#### [Task]
List each line of the data that holds the string "components", please.

#### [Provided data]
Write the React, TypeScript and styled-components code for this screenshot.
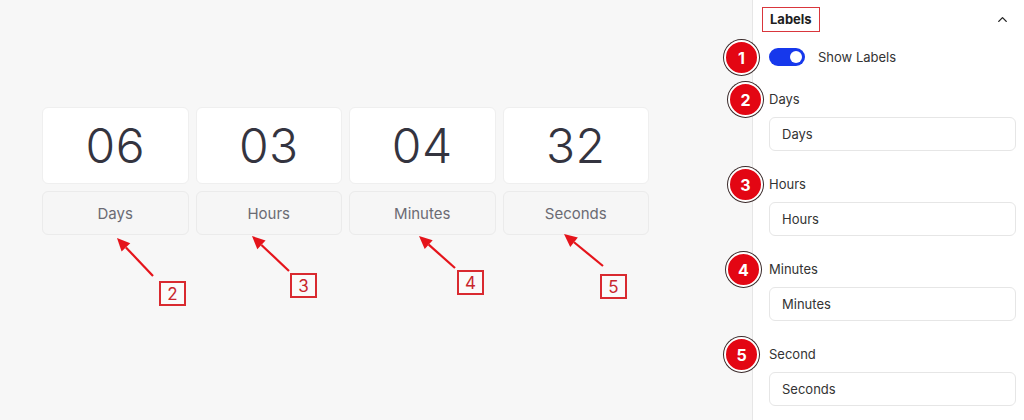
import React from "react";
import styled, { createGlobalStyle } from "styled-components";
import { ChevronUp } from "lucide-react";

const GlobalStyle = createGlobalStyle`
  html, body {
    margin: 0;
    padding: 0;
    background: #f7f7f7;
    font-family: Inter, "Noto Sans", "Liberation Sans", sans-serif;
  }
  * { box-sizing: border-box; }
`;

const Page = styled.div`
  display: flex;
  width: 1024px;
  height: 420px;
  overflow: hidden;
`;

/* ---------- preview canvas ---------- */

const Canvas = styled.div`
  position: relative;
  flex: 0 0 752px;
  padding: 107px 0 0 42px;
  background: #f7f7f7;
`;

const Countdown = styled.div`
  display: grid;
  grid-template-columns: repeat(4, 146.5px);
  column-gap: 7px;
  row-gap: 7px;
`;

const Unit = styled.div`
  display: grid;
  grid-template-rows: 77px 44px;
  row-gap: 7px;
`;

const ValueCard = styled.div`
  display: flex;
  align-items: center;
  justify-content: center;
  background: #ffffff;
  border: 1px solid #efefef;
  border-radius: 6px;
  font-size: 48px;
  font-weight: 300;
  color: #34343f;
  letter-spacing: 0.5px;
`;

const LabelCard = styled.div`
  display: flex;
  align-items: center;
  justify-content: center;
  background: #f6f6f6;
  border: 1px solid #ebebeb;
  border-radius: 6px;
  font-size: 15px;
  color: #6b6b73;
`;

const ArrowLayer = styled.svg`
  position: absolute;
  left: 0;
  top: 0;
  width: 752px;
  height: 420px;
  pointer-events: none;
`;

const Callout = styled.div<{ $x: number; $y: number }>`
  position: absolute;
  left: ${(p) => p.$x}px;
  top: ${(p) => p.$y}px;
  width: 27px;
  height: 25px;
  display: flex;
  align-items: center;
  justify-content: center;
  border: 2px solid #d92a30;
  background: #fafafa;
  color: #c9262c;
  font-size: 17px;
  font-weight: 400;
`;

/* ---------- settings sidebar ---------- */

const Sidebar = styled.aside`
  flex: 1;
  background: #ffffff;
  border-left: 1px solid #e6e6e6;
  padding: 0 8px 0 16px;
  display: flex;
  flex-direction: column;
`;

const SectionHeader = styled.div`
  height: 38px;
  display: flex;
  align-items: center;
  justify-content: space-between;
  padding-right: 6px;
  color: #222;
`;

const SectionTitle = styled.span`
  margin-left: -7px;
  padding: 3px 7px 4px;
  border: 1px solid #d9363c;
  font-size: 13px;
  font-weight: 700;
  color: #1e1e1e;
`;

const Fields = styled.div`
  display: flex;
  flex-direction: column;
  gap: 24px;
  padding-top: 10px;
`;

const Field = styled.div`
  position: relative;
  display: flex;
  flex-direction: column;
  gap: 9px;
`;

const ToggleRow = styled.div`
  position: relative;
  display: flex;
  align-items: center;
  gap: 13px;
  height: 18px;
  font-size: 13px;
  color: #333;
`;

const Switch = styled.span`
  position: relative;
  width: 36px;
  height: 18px;
  border-radius: 9px;
  background: #1638ec;
  flex: 0 0 auto;
  &::after {
    content: "";
    position: absolute;
    right: 3px;
    top: 3px;
    width: 12px;
    height: 12px;
    border-radius: 50%;
    background: #ffffff;
  }
`;

const FieldLabel = styled.span`
  height: 18px;
  line-height: 18px;
  font-size: 13px;
  color: #333;
`;

const TextInput = styled.div`
  height: 34px;
  display: flex;
  align-items: center;
  padding-left: 12px;
  border: 1px solid #e6e6e6;
  border-radius: 6px;
  font-size: 13px;
  color: #333;
  background: #fff;
`;

const Badge = styled.span<{ $dx: number; $dy: number }>`
  position: absolute;
  left: ${(p) => p.$dx}px;
  top: ${(p) => p.$dy}px;
  width: 35px;
  height: 35px;
  border-radius: 50%;
  background: #e30613;
  border: 2px solid #ffffff;
  box-shadow: 0 0 0 1px #3a2a2a;
  color: #fff;
  font-size: 16px;
  font-weight: 700;
  display: flex;
  align-items: center;
  justify-content: center;
  z-index: 2;
`;

const units = [
  { value: "06", label: "Days" },
  { value: "03", label: "Hours" },
  { value: "04", label: "Minutes" },
  { value: "32", label: "Seconds" },
];

const arrows = [
  { tip: [117, 238], tail: [153, 276], box: [159, 281], n: "2" },
  { tip: [252, 236], tail: [289, 271], box: [290, 273], n: "3" },
  { tip: [419, 236], tail: [455, 268], box: [457, 270], n: "4" },
  { tip: [564, 234], tail: [603, 266], box: [600, 274], n: "5" },
];

const fields = [
  { n: "2", title: "Days", value: "Days", dx: -41 },
  { n: "3", title: "Hours", value: "Hours", dx: -41 },
  { n: "4", title: "Minutes", value: "Minutes", dx: -43 },
  { n: "5", title: "Second", value: "Seconds", dx: -45 },
];

function Arrow({ tip, tail }: { tip: number[]; tail: number[] }) {
  const [tx, ty] = tip;
  const [sx, sy] = tail;
  const ang = Math.atan2(ty - sy, tx - sx);
  const len = 13;
  const half = 6;
  const bx = tx - Math.cos(ang) * len;
  const by = ty - Math.sin(ang) * len;
  const px = -Math.sin(ang) * half;
  const py = Math.cos(ang) * half;
  return (
    <g>
      <line x1={sx} y1={sy} x2={bx} y2={by} stroke="#e5141b" strokeWidth={2.2} />
      <polygon
        points={`${tx},${ty} ${bx + px},${by + py} ${bx - px},${by - py}`}
        fill="#e5141b"
      />
    </g>
  );
}

export default function App() {
  return (
    <>
      <GlobalStyle />
      <Page>
        <Canvas>
          <Countdown>
            {units.map((u) => (
              <Unit key={u.label}>
                <ValueCard>{u.value}</ValueCard>
                <LabelCard>{u.label}</LabelCard>
              </Unit>
            ))}
          </Countdown>
          <ArrowLayer viewBox="0 0 752 420">
            {arrows.map((a) => (
              <Arrow key={a.n} tip={a.tip} tail={a.tail} />
            ))}
          </ArrowLayer>
          {arrows.map((a) => (
            <Callout key={a.n} $x={a.box[0]} $y={a.box[1]}>
              {a.n}
            </Callout>
          ))}
        </Canvas>
        <Sidebar>
          <SectionHeader>
            <SectionTitle>Labels</SectionTitle>
            <ChevronUp size={15} strokeWidth={2.2} />
          </SectionHeader>
          <Fields>
            <ToggleRow>
              <Badge $dx={-45} $dy={-8}>1</Badge>
              <Switch />
              <span>Show Labels</span>
            </ToggleRow>
            {fields.map((f) => (
              <Field key={f.n}>
                <Badge $dx={f.dx} $dy={-8}>{f.n}</Badge>
                <FieldLabel>{f.title}</FieldLabel>
                <TextInput>{f.value}</TextInput>
              </Field>
            ))}
          </Fields>
        </Sidebar>
      </Page>
    </>
  );
}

#### [Output for this task]
Write the React, TypeScript and styled-components code for this screenshot.
import styled, { createGlobalStyle } from "styled-components";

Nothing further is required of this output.